Pflanze wird doppelt so hoch wie ein Mensch

Die chemische Keule hat die Kommune bislang nach Möglichkeit vermieden. Allerdings wächst der Riesen-Bärenklau nicht zum ersten Mal im Stadtwald. „In der Vergangenheit haben wir ihn mehrfach mit alltäglichen Mitteln bekämpft“, sagt Kern und meint das klassische Ausrupfen und Zurückschneiden. Doch das sei zeitintensiv, umständlich und „nur begrenzt Erfolg versprechend“. Zumal die Pflanze insgesamt schwer zu bekämpfen ist, sie wächst schnell nach. In wenigen Wochen kann sie eine Höhe von bis zu drei Metern erreichen. Sie bildet viele Samen, die sich durch Wind und Wasser ausbreiten. Im Fall der Deponie könnten Samen in der abgeladenen Erde gesteckt haben.

Laut Landratsamt ist der Gerlinger Standort der derzeit größte im Kreis Ludwigsburg. Kleine Vorkommen gebe es in Bietigheim-Bissingen, im Enztal, auf dem Häckselplatz in Hohenhaslach (Sachsenheim) oder entlang der B 10 bei Zuffenhausen. „Immer wieder melden es uns Bürger, wenn sie die Pflanze entdecken“, sagt der Ökologe Rolf Gastel. Dann rückten Experten an, um die Pflanze zu beseitigen. „Es ist sinnvoll, den Riesen-Bärenklau im Anfangsstadium konsequent zu entfernen. So hat man weniger Scherereien.“ Gastel rät, die Pflanze an der Wurzel auszugraben. Wuchert und blüht sie schon, muss man die Blütendolde abschneiden und vernichten. Im extremen Fall würden nur noch Herbizide helfen.

Verbreitung im gesamten Strohgäu möglich

Mehr als die Giftigkeit besorgt Naturschützer die sogenannte Florenverfälschung durch den Riesen-Bärenklau. „Die meisten Menschen sind sensibilisiert und wissen um die Gefahr“, sagt Gastel. Jedoch verändere sich die heimische Pflanzen- und Tierwelt durch nicht heimische Arten. Diese Neophyten verdrängten die heimischen Pflanzen aufgrund ihres „aggressiven Ausbreitungsverhaltens“ – und mit ihnen die Tiere, die auf sie angewiesen sind.

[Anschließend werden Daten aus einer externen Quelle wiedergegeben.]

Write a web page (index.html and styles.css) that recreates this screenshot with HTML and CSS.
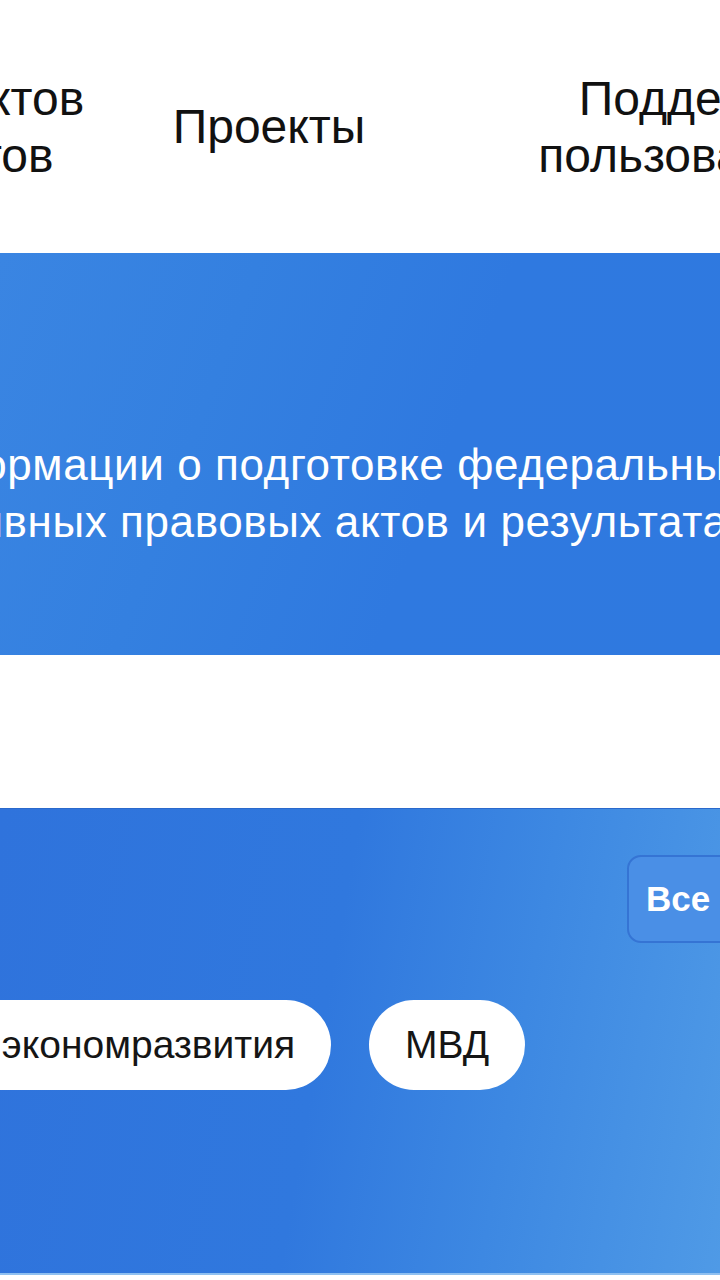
FILE: index.html
```html
<!DOCTYPE html>
<html lang="ru">
<head>
<meta charset="utf-8">
<title>Проекты нормативных правовых актов</title>
<link rel="stylesheet" href="styles.css">
</head>
<body>
<div class="page">
  <nav class="nav">
    <a class="nav-item" href="#">Обсуждение проектов<br>нормативных актов</a>
    <a class="nav-item" href="#">Проекты</a>
    <a class="nav-item" href="#">Поддержка<br>пользователей</a>
  </nav>

  <section class="hero">
    <p class="hero-text">Сайт для размещения информации о подготовке федеральными органами исполнительной власти<br>нормативных правовых актов и результатах их обсуждения.</p>
  </section>

  <section class="filters">
    <div class="filters-head">
      <button class="select" type="button">Все ведомства</button>
    </div>
    <div class="pills">
      <span class="pill">Минэкономразвития</span>
      <span class="pill">МВД</span>
    </div>
  </section>
</div>
</body>
</html>
```

FILE: styles.css
```css
html, body {
  margin: 0;
  padding: 0;
  background: #ffffff;
}

body {
  width: 720px;
  height: 1280px;
  overflow: hidden;
  font-family: "Liberation Sans", Arial, sans-serif;
}

.page {
  width: 720px;
}

.nav {
  height: 253px;
  display: grid;
  grid-template-columns: 434px 430px 440px;
  justify-items: center;
  align-items: center;
  margin-left: -380px;
}

.nav-item {
  text-align: center;
  font-size: 48px;
  line-height: 57px;
  color: #111111;
  text-decoration: none;
  white-space: nowrap;
}

.hero {
  height: 402px;
  box-sizing: border-box;
  padding-top: 183px;
  background: linear-gradient(110deg, #3a85e2 0%, #3480e0 30%, #2f79e0 60%, #2f79df 100%);
  overflow: hidden;
}

.hero-text {
  margin: 0 0 0 -742px;
  width: 2400px;
  text-align: center;
  color: #ffffff;
  font-size: 44px;
  letter-spacing: 0.6px;
  line-height: 57px;
  white-space: nowrap;
}

.filters {
  margin-top: 153px;
  height: 467px;
  box-sizing: border-box;
  padding-top: 46px;
  border-top: 1px solid #2a69cc;
  border-bottom: 2px solid #8fc0f0;
  background: linear-gradient(100deg, #2f73dc 0%, #3078de 45%, #3d88e2 70%, #4f9ae6 100%);
  overflow: hidden;
}

.filters-head {
  display: flex;
  padding-left: 627px;
}

.select {
  flex: none;
  height: 88px;
  padding: 0 40px 0 17px;
  border: 2px solid #3574d4;
  border-radius: 14px;
  background: #4a8fe6;
  color: #ffffff;
  font-family: "Liberation Sans", Arial, sans-serif;
  font-size: 35px;
  font-weight: bold;
  white-space: nowrap;
}

.pills {
  display: flex;
  gap: 38px;
  margin-top: 57px;
  margin-left: -110px;
}

.pill {
  flex: none;
  height: 90px;
  display: flex;
  align-items: center;
  padding: 0 36px;
  border-radius: 45px;
  background: #ffffff;
  color: #151515;
  font-size: 39px;
  white-space: nowrap;
}
```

Der Revierförster kennt den Riesen-Bärenklau als „schöne Zierpflanze“ etwa aus Gärten in Großbritannien – in Ditzingen, Hemmingen und Korntal-Münchingen habe er die Pflanze bislang nicht gesehen. „Es ist aber denkbar, dass sie sich von Gerlingen aus verbreitet“, meint Steffen Frank.

Auch Münchingen war einmal betroffen

Angelika Lugibihl, die Leiterin der Stabsstelle Umwelt- und Naturschutz in Korntal-Münchingen, erinnert sich indes an Riesen-Bärenklau am Räuschelbach. „Das war vor etwa zehn Jahren. Mitarbeiter des Bauhofs entfernten die Pflanze“, sagt Lugibihl. Derzeit sei ihr auf der Gemarkung kein Bärenklau bekannt. Was in den Gärten der Bürger wächst, wisse sie nicht.

Der Riesen-Bärenklau ist ursprünglich aus dem Kaukasus. Die Ausbreitung in Europa geht auf den russischen Zaren Alexander I. zurück, der ihn als Gastgeschenk nach dem Wiener Kongress 1815 mitbrachte. Ohne direkten Kontakt ist die Pflanze ungefährlich. Für die Bekämpfung im heimischen Garten sollte man Handschuhe, Schutzanzug sowie Atemschutz tragen.